El mandatario fijó aquí su “Retiro”, a la usanza de los reyes europeos, que los tenían como lugar de recreo y descanso. Luego en 1704, pasó a manos de Miguel de Riglos; en 1718 le remataron el terreno y la casa, de ser un lugar de recreación pasó a ser la sede la Compañía Inglesa del Mar del Sur de trata de esclavos. Allí eran depositados los desguarnecidos esclavos africanos luego de un fatigoso y miserable viaje a través del Océano Atlántico.

El patio colonial del museo

Pasó por varias manos hasta que en 1804 llegó a la condesa de Torre Tagle de Trasssiera, sus seis sobrinas eran las Barquín. Hijas de su hermana casada con Manuel Barquín. “Los jóvenes porteños se las disputaban, festejándolas echándoles piropos”, comenta D’Aloia Criado.

Tanto fue así que hasta le dedicaron una canción que fue muy conocida en la época. Todo esto sucedía en tertulias donde no faltaban los mates de plata y los licores importados. También acaloradas discusiones entre realistas y patriotas.

“El de los chocolates”, dice Sitz.

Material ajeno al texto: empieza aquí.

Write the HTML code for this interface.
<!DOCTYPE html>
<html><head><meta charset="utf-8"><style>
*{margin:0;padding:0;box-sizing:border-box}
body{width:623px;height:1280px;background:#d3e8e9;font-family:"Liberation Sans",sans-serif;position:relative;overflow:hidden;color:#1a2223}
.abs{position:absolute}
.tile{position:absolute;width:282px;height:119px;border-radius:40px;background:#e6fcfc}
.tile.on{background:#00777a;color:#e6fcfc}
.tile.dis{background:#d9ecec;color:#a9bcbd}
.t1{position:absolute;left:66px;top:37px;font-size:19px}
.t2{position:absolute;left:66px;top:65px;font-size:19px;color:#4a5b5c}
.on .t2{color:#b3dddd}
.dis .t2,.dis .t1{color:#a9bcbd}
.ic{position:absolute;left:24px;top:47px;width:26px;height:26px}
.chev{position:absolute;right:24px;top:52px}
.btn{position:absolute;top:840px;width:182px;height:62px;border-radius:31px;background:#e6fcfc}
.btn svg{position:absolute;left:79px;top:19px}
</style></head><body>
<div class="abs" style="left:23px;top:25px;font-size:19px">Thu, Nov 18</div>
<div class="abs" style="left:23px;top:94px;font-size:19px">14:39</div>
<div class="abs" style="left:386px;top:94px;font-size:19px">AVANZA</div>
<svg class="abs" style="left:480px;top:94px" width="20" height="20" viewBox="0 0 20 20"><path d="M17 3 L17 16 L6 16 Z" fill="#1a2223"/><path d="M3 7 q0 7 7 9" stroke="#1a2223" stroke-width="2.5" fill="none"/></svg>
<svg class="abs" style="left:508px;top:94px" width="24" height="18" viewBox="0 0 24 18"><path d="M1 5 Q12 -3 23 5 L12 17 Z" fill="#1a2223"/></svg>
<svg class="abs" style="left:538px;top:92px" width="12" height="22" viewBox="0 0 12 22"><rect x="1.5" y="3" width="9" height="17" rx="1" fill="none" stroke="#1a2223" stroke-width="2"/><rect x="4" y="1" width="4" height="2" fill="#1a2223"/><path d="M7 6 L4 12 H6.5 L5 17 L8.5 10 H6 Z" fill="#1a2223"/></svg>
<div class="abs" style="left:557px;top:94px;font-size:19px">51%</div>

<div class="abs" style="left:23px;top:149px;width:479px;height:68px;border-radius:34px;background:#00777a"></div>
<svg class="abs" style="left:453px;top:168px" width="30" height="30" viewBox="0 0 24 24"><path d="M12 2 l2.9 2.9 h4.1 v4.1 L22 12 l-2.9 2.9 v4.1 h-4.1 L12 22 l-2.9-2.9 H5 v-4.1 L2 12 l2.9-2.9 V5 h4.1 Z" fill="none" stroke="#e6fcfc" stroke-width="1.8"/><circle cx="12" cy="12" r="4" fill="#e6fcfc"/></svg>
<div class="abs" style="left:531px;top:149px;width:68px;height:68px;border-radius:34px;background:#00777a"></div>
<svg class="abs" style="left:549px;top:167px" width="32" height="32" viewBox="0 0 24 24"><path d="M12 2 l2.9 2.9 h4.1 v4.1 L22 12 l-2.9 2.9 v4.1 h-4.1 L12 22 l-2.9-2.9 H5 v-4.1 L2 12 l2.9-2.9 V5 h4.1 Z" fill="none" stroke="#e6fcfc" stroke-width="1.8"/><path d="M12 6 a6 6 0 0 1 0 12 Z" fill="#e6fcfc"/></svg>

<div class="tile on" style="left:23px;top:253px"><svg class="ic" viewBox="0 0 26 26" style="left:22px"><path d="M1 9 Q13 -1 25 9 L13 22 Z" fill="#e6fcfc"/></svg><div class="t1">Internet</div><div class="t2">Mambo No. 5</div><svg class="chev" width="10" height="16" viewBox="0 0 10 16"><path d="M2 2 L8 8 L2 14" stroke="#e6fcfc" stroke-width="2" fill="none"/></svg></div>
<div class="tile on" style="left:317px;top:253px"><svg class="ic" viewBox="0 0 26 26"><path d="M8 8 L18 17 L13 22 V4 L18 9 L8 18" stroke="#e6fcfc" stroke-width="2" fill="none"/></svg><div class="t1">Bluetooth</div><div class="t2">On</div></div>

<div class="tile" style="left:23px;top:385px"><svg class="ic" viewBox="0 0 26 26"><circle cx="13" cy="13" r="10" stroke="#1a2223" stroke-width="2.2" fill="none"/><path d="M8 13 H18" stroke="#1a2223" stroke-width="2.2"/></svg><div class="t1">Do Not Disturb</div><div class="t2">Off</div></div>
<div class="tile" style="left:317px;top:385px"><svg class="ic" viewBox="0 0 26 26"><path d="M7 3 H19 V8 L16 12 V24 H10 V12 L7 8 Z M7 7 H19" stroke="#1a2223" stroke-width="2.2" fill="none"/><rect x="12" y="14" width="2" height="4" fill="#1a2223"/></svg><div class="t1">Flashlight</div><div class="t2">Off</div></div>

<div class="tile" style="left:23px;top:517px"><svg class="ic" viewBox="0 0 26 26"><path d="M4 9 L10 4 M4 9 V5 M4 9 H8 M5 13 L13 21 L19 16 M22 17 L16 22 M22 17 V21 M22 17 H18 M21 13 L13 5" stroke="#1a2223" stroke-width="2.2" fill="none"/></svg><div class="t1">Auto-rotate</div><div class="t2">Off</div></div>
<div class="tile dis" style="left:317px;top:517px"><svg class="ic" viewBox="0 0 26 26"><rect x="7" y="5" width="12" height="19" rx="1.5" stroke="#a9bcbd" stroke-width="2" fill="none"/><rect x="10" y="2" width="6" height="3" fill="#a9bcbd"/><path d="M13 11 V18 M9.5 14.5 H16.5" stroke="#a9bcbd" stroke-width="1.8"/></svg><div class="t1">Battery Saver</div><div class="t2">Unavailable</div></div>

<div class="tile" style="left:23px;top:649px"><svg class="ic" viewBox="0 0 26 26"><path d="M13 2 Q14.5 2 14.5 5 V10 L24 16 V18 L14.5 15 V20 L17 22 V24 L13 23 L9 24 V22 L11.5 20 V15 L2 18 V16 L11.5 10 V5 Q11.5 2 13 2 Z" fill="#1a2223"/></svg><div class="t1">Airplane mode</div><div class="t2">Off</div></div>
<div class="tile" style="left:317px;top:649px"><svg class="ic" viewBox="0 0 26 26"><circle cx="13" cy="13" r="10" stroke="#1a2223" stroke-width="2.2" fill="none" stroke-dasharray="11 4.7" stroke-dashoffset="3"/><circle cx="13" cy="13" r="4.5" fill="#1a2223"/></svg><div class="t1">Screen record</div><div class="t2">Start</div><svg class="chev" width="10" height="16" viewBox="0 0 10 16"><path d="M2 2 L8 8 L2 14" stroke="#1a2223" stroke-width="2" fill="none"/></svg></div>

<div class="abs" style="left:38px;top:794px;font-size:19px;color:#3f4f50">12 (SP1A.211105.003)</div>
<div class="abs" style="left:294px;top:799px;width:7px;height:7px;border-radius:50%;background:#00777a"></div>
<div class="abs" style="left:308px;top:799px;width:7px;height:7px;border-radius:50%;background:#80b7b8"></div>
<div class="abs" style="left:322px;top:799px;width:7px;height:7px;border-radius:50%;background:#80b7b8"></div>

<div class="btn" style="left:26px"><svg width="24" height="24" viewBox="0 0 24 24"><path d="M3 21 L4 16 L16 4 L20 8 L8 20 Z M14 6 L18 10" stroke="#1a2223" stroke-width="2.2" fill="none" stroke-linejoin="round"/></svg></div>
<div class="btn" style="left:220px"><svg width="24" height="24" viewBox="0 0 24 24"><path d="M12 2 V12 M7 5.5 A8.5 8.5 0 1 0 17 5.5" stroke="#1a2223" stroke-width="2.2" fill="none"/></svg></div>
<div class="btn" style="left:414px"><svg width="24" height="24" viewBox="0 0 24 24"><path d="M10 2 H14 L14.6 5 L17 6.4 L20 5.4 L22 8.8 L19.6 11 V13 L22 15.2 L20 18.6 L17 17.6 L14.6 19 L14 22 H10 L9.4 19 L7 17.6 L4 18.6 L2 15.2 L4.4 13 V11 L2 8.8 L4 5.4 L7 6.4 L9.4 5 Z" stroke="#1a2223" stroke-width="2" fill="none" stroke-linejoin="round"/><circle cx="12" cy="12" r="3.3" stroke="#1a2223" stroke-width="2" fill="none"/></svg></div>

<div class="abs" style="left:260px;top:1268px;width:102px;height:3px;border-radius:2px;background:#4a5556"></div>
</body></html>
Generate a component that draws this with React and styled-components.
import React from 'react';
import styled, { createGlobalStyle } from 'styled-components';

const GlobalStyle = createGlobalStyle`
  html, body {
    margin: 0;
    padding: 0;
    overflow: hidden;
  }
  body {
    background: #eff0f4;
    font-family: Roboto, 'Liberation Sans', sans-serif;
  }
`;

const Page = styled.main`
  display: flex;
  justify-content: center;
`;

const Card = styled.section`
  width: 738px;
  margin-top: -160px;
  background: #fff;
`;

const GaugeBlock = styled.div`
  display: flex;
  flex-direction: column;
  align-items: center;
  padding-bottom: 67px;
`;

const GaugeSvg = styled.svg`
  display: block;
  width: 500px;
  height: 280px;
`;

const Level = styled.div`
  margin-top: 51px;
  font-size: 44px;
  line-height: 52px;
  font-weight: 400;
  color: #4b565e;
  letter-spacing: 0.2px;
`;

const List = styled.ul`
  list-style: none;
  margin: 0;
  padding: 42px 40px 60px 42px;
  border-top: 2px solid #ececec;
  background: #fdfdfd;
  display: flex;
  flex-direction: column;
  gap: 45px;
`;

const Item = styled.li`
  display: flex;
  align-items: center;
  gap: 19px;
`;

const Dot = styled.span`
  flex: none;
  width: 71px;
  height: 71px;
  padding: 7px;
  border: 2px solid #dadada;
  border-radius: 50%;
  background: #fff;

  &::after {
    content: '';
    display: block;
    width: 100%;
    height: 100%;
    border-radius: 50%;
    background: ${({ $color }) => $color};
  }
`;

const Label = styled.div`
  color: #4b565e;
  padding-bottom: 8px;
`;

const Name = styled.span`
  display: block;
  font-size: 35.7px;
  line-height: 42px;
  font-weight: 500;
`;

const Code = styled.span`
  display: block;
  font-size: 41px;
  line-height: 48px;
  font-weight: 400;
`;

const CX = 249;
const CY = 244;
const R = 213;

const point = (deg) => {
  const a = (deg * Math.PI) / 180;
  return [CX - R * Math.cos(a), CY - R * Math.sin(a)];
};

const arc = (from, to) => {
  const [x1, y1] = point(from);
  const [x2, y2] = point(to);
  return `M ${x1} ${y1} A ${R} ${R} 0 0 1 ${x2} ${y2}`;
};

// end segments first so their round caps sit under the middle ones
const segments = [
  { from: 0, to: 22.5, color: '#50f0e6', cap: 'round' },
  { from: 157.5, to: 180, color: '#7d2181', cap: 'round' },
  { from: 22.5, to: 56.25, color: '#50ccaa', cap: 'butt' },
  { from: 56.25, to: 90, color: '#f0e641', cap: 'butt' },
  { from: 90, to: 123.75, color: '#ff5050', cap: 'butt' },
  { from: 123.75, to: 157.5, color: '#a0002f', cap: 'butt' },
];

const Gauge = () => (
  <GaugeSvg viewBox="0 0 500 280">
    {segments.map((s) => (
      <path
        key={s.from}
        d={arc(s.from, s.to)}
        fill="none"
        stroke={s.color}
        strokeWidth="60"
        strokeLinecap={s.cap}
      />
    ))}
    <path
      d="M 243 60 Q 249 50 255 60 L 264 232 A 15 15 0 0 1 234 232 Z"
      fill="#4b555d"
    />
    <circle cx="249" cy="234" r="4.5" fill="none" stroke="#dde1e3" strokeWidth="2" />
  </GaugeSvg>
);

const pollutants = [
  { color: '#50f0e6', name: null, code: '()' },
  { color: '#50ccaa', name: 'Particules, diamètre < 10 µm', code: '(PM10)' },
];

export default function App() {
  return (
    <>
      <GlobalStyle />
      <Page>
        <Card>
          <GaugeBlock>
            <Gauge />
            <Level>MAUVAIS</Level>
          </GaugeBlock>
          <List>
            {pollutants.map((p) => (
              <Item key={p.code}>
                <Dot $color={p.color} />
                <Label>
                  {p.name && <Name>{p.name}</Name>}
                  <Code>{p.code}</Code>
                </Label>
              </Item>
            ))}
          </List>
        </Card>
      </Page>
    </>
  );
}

Se refiere al último propietario de la mansión y quien la construyó tal cual está en la actualidad. Hasta fines de los años 30 la familia Noel, que había hecho una fortuna con su chocolatería, habitó la mansión. Luego le alquilaron la mansión a Estados Unidos para que vivieron sus embajadores. La historia termina con el Museo Fernández Blanco, donde se expone la colección de arte virreinal más importante de la Argentina.

“Es una burbuja de tranquilidad”, sintetiza Sitz. La idea es afortunada. A metros de la puerta de entrada se vislumbra la Avenida del Libertador, y la estación de trenes de Retiro. También la atildada plaza San Martín con los cientos de trabajadores que la eligen para almorzar, y la coqueta calle Arroyo. El bullicio pierde estímulo en el colonial jardín. “Estar acá es como entrar a un túnel del tiempo”, resume Sitz.